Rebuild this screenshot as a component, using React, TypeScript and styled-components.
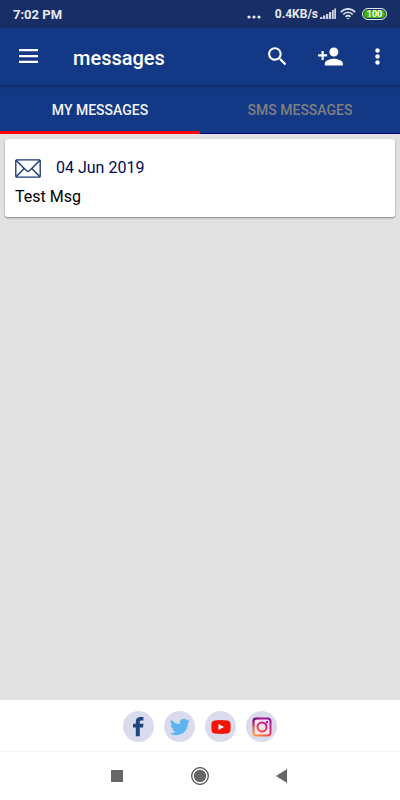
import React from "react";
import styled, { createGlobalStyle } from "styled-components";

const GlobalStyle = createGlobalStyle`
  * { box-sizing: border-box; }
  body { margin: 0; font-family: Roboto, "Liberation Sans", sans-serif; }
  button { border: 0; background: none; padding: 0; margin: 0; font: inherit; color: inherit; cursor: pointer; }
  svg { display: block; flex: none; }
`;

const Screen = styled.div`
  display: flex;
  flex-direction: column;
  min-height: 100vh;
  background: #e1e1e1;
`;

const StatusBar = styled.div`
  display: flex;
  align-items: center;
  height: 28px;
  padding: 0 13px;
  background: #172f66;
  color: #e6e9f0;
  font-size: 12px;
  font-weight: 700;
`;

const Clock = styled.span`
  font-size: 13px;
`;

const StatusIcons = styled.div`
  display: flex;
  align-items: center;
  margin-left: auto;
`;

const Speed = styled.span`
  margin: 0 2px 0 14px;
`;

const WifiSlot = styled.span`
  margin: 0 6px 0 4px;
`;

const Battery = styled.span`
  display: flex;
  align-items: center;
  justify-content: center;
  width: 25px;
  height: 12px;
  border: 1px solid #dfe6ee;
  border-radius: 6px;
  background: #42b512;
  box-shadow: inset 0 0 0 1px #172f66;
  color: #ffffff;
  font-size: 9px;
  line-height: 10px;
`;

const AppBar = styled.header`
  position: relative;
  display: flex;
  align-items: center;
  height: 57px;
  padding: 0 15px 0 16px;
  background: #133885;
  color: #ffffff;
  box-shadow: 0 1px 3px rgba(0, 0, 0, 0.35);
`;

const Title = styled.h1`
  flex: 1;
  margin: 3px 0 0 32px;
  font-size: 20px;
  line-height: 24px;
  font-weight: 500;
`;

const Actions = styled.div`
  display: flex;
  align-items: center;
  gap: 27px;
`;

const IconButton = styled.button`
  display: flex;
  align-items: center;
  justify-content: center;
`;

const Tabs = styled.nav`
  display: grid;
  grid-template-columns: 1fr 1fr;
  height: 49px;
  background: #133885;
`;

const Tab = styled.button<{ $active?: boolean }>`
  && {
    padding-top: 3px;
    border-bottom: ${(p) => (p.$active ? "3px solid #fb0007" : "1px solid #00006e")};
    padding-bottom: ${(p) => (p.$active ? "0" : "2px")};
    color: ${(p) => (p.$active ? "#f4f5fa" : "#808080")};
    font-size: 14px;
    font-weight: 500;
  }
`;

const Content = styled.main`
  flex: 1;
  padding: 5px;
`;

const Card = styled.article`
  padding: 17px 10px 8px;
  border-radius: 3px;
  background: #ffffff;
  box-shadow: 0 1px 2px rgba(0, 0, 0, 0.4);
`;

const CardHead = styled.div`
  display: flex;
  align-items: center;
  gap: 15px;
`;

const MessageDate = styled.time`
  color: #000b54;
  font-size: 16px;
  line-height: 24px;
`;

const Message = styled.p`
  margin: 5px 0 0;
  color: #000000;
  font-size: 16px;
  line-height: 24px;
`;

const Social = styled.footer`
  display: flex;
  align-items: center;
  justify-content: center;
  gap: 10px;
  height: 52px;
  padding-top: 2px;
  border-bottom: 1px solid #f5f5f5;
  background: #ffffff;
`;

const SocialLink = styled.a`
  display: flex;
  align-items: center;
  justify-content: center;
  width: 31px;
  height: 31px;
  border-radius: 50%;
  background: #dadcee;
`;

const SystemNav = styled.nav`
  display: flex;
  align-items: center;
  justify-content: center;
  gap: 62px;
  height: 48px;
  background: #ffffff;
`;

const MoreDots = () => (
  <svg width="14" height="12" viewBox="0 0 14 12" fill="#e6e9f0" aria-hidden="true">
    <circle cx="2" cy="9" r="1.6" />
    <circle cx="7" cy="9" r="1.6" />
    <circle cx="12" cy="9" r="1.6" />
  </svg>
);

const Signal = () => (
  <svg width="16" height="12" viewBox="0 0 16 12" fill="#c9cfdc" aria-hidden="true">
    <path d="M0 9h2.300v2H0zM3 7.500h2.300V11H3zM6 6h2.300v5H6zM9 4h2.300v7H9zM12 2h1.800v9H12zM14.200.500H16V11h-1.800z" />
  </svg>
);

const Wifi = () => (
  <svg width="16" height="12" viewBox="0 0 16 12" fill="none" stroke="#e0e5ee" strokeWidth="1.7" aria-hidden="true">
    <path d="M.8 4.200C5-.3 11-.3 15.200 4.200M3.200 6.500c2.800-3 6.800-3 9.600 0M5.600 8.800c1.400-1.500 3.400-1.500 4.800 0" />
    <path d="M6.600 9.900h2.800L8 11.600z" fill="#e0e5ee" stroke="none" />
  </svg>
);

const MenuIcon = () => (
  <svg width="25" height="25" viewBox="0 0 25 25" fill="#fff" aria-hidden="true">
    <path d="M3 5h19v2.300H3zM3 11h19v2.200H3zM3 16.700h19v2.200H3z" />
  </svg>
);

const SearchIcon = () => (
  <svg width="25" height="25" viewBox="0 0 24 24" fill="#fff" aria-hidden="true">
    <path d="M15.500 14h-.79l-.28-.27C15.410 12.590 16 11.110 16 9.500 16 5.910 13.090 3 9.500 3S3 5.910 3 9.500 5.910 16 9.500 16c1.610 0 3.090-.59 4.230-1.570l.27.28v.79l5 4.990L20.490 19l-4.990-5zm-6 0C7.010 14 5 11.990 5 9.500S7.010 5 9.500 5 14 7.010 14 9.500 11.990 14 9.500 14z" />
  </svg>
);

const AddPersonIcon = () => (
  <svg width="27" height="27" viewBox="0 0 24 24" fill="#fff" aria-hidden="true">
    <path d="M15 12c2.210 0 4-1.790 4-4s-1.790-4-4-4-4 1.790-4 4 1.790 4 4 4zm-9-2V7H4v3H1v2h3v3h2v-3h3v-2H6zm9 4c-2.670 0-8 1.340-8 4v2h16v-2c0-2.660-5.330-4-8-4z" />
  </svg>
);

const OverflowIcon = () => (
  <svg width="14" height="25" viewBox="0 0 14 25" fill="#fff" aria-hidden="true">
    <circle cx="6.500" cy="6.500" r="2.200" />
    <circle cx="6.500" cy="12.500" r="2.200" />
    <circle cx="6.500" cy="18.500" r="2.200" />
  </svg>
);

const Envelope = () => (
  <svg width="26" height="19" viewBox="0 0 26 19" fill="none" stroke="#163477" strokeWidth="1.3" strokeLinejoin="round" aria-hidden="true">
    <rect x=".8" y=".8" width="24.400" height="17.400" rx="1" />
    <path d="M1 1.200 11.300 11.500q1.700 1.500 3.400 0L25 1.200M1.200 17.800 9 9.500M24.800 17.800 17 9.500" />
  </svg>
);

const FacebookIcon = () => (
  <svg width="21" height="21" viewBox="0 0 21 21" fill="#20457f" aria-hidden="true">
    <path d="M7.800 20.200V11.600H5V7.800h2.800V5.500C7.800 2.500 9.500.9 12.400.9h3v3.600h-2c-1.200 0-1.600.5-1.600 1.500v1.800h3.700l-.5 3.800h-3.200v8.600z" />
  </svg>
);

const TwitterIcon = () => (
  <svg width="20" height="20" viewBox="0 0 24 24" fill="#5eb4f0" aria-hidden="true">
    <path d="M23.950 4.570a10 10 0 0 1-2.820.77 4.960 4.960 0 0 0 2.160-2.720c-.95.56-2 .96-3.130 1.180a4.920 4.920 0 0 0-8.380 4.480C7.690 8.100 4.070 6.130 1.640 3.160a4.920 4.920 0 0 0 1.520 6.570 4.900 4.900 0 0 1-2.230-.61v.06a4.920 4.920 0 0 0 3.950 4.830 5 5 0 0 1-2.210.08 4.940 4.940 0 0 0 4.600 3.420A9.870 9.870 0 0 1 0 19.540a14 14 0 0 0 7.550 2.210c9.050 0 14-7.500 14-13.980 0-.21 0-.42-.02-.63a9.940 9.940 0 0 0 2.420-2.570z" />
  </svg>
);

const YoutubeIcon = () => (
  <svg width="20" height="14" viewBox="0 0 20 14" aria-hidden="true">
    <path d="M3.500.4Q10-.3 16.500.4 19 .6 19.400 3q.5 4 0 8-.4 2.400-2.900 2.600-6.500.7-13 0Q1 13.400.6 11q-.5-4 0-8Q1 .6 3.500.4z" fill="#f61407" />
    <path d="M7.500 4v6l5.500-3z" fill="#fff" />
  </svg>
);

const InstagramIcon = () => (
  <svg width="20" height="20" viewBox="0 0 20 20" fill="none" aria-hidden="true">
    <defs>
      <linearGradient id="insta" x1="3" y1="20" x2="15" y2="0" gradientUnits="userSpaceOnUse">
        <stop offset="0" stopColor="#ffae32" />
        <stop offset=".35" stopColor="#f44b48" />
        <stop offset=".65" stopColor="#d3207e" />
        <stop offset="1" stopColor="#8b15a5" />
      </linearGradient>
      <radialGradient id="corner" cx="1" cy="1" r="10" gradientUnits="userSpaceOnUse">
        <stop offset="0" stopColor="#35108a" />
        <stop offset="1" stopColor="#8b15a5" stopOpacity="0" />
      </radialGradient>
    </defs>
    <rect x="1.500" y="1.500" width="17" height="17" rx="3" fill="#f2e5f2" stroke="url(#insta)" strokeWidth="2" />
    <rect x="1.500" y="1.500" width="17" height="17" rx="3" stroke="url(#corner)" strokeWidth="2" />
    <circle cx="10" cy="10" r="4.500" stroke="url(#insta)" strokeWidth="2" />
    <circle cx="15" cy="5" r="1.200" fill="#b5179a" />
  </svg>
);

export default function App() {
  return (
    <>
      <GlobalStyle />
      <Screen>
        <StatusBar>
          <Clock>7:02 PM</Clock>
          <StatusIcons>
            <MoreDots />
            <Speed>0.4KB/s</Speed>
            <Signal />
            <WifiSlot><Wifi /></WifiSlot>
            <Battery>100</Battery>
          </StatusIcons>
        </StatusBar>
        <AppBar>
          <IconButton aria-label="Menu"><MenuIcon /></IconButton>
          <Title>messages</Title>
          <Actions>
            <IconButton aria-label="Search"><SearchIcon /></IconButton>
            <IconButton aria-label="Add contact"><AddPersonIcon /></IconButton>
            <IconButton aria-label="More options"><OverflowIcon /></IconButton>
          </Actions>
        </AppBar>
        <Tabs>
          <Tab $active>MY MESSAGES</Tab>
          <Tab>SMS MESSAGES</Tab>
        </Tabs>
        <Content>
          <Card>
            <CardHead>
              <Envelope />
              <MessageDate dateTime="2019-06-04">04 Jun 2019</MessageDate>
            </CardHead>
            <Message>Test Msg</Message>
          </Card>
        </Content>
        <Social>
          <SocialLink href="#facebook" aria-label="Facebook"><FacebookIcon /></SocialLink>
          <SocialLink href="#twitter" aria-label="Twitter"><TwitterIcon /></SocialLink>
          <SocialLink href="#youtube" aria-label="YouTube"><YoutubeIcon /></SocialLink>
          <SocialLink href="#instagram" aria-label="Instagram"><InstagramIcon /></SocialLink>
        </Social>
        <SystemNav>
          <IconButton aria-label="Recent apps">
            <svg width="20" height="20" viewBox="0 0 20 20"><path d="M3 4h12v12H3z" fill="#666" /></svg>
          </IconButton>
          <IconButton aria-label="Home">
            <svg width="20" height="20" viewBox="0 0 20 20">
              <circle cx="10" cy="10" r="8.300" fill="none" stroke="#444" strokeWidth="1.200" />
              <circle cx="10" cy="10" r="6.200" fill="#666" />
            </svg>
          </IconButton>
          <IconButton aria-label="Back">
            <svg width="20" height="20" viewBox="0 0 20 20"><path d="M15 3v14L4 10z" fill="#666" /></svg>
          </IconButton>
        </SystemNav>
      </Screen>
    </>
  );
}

:::

*EXERCISE GOAL*
Where a line of the data holds "components", show that line.

*RESULT OF THIS EXERCISE*
Rebuild this screenshot as a component, using React, TypeScript and styled-components.
import styled, { createGlobalStyle } from "styled-components";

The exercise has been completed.